══ DATA EXCERPT ══

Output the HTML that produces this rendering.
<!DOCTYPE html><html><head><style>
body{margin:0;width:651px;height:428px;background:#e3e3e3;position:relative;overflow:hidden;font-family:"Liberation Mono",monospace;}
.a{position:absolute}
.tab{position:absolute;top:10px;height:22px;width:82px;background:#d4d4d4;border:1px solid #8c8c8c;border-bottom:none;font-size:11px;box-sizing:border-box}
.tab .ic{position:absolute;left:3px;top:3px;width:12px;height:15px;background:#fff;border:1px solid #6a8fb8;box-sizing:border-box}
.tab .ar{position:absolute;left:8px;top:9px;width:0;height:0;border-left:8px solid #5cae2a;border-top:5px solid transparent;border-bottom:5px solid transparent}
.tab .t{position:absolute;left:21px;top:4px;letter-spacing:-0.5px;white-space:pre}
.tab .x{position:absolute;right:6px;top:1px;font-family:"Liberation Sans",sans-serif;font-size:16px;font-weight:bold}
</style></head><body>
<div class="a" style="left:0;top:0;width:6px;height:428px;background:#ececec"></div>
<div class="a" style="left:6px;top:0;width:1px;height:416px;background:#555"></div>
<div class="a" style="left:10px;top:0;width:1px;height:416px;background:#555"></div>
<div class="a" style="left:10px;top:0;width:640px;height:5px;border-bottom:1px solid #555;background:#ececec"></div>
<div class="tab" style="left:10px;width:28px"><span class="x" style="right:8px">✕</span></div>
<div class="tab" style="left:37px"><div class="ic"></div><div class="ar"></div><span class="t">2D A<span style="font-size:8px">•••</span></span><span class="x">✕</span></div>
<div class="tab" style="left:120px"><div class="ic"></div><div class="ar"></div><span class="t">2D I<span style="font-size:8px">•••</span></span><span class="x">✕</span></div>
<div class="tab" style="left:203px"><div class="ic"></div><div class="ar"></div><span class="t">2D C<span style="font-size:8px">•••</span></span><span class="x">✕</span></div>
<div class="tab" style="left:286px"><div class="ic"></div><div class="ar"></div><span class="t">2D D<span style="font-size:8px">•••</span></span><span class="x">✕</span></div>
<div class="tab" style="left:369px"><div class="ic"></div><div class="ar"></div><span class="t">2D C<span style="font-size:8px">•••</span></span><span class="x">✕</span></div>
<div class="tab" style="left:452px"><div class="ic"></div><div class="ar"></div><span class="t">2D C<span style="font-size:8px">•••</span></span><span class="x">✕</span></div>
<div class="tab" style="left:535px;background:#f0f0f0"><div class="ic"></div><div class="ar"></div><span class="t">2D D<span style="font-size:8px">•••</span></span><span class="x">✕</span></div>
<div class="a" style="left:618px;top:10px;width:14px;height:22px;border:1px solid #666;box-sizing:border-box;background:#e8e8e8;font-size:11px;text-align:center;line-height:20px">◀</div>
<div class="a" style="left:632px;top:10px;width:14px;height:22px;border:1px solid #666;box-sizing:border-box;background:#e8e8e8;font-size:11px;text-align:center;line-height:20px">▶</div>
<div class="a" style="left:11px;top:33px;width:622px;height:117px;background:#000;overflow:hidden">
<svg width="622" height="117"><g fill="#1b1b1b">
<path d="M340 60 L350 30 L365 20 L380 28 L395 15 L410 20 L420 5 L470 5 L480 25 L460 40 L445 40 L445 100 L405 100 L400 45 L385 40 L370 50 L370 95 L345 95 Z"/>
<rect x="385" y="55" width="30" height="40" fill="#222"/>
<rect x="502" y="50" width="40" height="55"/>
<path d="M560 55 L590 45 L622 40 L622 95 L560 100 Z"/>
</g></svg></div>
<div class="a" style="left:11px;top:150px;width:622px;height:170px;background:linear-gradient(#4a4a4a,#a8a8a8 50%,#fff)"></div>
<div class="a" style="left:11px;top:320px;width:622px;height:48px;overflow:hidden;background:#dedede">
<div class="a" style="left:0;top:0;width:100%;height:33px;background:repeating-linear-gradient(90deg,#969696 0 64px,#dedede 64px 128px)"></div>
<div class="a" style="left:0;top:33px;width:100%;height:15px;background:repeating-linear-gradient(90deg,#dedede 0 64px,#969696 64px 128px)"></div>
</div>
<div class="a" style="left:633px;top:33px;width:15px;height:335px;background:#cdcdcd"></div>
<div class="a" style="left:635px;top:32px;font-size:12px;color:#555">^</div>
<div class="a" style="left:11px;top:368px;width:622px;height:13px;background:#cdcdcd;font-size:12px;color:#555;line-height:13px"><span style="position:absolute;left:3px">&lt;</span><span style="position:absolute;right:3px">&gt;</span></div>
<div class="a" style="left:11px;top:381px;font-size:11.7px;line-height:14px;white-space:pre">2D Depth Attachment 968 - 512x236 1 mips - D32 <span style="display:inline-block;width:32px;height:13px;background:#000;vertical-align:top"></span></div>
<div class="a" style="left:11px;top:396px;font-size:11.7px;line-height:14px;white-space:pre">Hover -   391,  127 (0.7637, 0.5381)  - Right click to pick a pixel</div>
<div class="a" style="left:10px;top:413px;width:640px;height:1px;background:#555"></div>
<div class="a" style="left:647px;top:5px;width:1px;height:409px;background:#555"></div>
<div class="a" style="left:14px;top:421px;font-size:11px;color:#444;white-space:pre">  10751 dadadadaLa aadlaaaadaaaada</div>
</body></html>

═══

● REQUIREMENTS
Copy each line of the data exactly, leaving nothing out.

● EXERCISE SOLUTION
Output the HTML that produces this rendering.
<!DOCTYPE html><html><head><style>
body{margin:0;width:651px;height:428px;background:#e3e3e3;position:relative;overflow:hidden;font-family:"Liberation Mono",monospace;}
.a{position:absolute}
.tab{position:absolute;top:10px;height:22px;width:82px;background:#d4d4d4;border:1px solid #8c8c8c;border-bottom:none;font-size:11px;box-sizing:border-box}
.tab .ic{position:absolute;left:3px;top:3px;width:12px;height:15px;background:#fff;border:1px solid #6a8fb8;box-sizing:border-box}
.tab .ar{position:absolute;left:8px;top:9px;width:0;height:0;border-left:8px solid #5cae2a;border-top:5px solid transparent;border-bottom:5px solid transparent}
.tab .t{position:absolute;left:21px;top:4px;letter-spacing:-0.5px;white-space:pre}
.tab .x{position:absolute;right:6px;top:1px;font-family:"Liberation Sans",sans-serif;font-size:16px;font-weight:bold}
</style></head><body>
<div class="a" style="left:0;top:0;width:6px;height:428px;background:#ececec"></div>
<div class="a" style="left:6px;top:0;width:1px;height:416px;background:#555"></div>
<div class="a" style="left:10px;top:0;width:1px;height:416px;background:#555"></div>
<div class="a" style="left:10px;top:0;width:640px;height:5px;border-bottom:1px solid #555;background:#ececec"></div>
<div class="tab" style="left:10px;width:28px"><span class="x" style="right:8px">✕</span></div>
<div class="tab" style="left:37px"><div class="ic"></div><div class="ar"></div><span class="t">2D A<span style="font-size:8px">•••</span></span><span class="x">✕</span></div>
<div class="tab" style="left:120px"><div class="ic"></div><div class="ar"></div><span class="t">2D I<span style="font-size:8px">•••</span></span><span class="x">✕</span></div>
<div class="tab" style="left:203px"><div class="ic"></div><div class="ar"></div><span class="t">2D C<span style="font-size:8px">•••</span></span><span class="x">✕</span></div>
<div class="tab" style="left:286px"><div class="ic"></div><div class="ar"></div><span class="t">2D D<span style="font-size:8px">•••</span></span><span class="x">✕</span></div>
<div class="tab" style="left:369px"><div class="ic"></div><div class="ar"></div><span class="t">2D C<span style="font-size:8px">•••</span></span><span class="x">✕</span></div>
<div class="tab" style="left:452px"><div class="ic"></div><div class="ar"></div><span class="t">2D C<span style="font-size:8px">•••</span></span><span class="x">✕</span></div>
<div class="tab" style="left:535px;background:#f0f0f0"><div class="ic"></div><div class="ar"></div><span class="t">2D D<span style="font-size:8px">•••</span></span><span class="x">✕</span></div>
<div class="a" style="left:618px;top:10px;width:14px;height:22px;border:1px solid #666;box-sizing:border-box;background:#e8e8e8;font-size:11px;text-align:center;line-height:20px">◀</div>
<div class="a" style="left:632px;top:10px;width:14px;height:22px;border:1px solid #666;box-sizing:border-box;background:#e8e8e8;font-size:11px;text-align:center;line-height:20px">▶</div>
<div class="a" style="left:11px;top:33px;width:622px;height:117px;background:#000;overflow:hidden">
<svg width="622" height="117"><g fill="#1b1b1b">
<path d="M340 60 L350 30 L365 20 L380 28 L395 15 L410 20 L420 5 L470 5 L480 25 L460 40 L445 40 L445 100 L405 100 L400 45 L385 40 L370 50 L370 95 L345 95 Z"/>
<rect x="385" y="55" width="30" height="40" fill="#222"/>
<rect x="502" y="50" width="40" height="55"/>
<path d="M560 55 L590 45 L622 40 L622 95 L560 100 Z"/>
</g></svg></div>
<div class="a" style="left:11px;top:150px;width:622px;height:170px;background:linear-gradient(#4a4a4a,#a8a8a8 50%,#fff)"></div>
<div class="a" style="left:11px;top:320px;width:622px;height:48px;overflow:hidden;background:#dedede">
<div class="a" style="left:0;top:0;width:100%;height:33px;background:repeating-linear-gradient(90deg,#969696 0 64px,#dedede 64px 128px)"></div>
<div class="a" style="left:0;top:33px;width:100%;height:15px;background:repeating-linear-gradient(90deg,#dedede 0 64px,#969696 64px 128px)"></div>
</div>
<div class="a" style="left:633px;top:33px;width:15px;height:335px;background:#cdcdcd"></div>
<div class="a" style="left:635px;top:32px;font-size:12px;color:#555">^</div>
<div class="a" style="left:11px;top:368px;width:622px;height:13px;background:#cdcdcd;font-size:12px;color:#555;line-height:13px"><span style="position:absolute;left:3px">&lt;</span><span style="position:absolute;right:3px">&gt;</span></div>
<div class="a" style="left:11px;top:381px;font-size:11.7px;line-height:14px;white-space:pre">2D Depth Attachment 968 - 512x236 1 mips - D32 <span style="display:inline-block;width:32px;height:13px;background:#000;vertical-align:top"></span></div>
<div class="a" style="left:11px;top:396px;font-size:11.7px;line-height:14px;white-space:pre">Hover -   391,  127 (0.7637, 0.5381)  - Right click to pick a pixel</div>
<div class="a" style="left:10px;top:413px;width:640px;height:1px;background:#555"></div>
<div class="a" style="left:647px;top:5px;width:1px;height:409px;background:#555"></div>
<div class="a" style="left:14px;top:421px;font-size:11px;color:#444;white-space:pre">  10751 dadadadaLa aadlaaaadaaaada</div>
</body></html>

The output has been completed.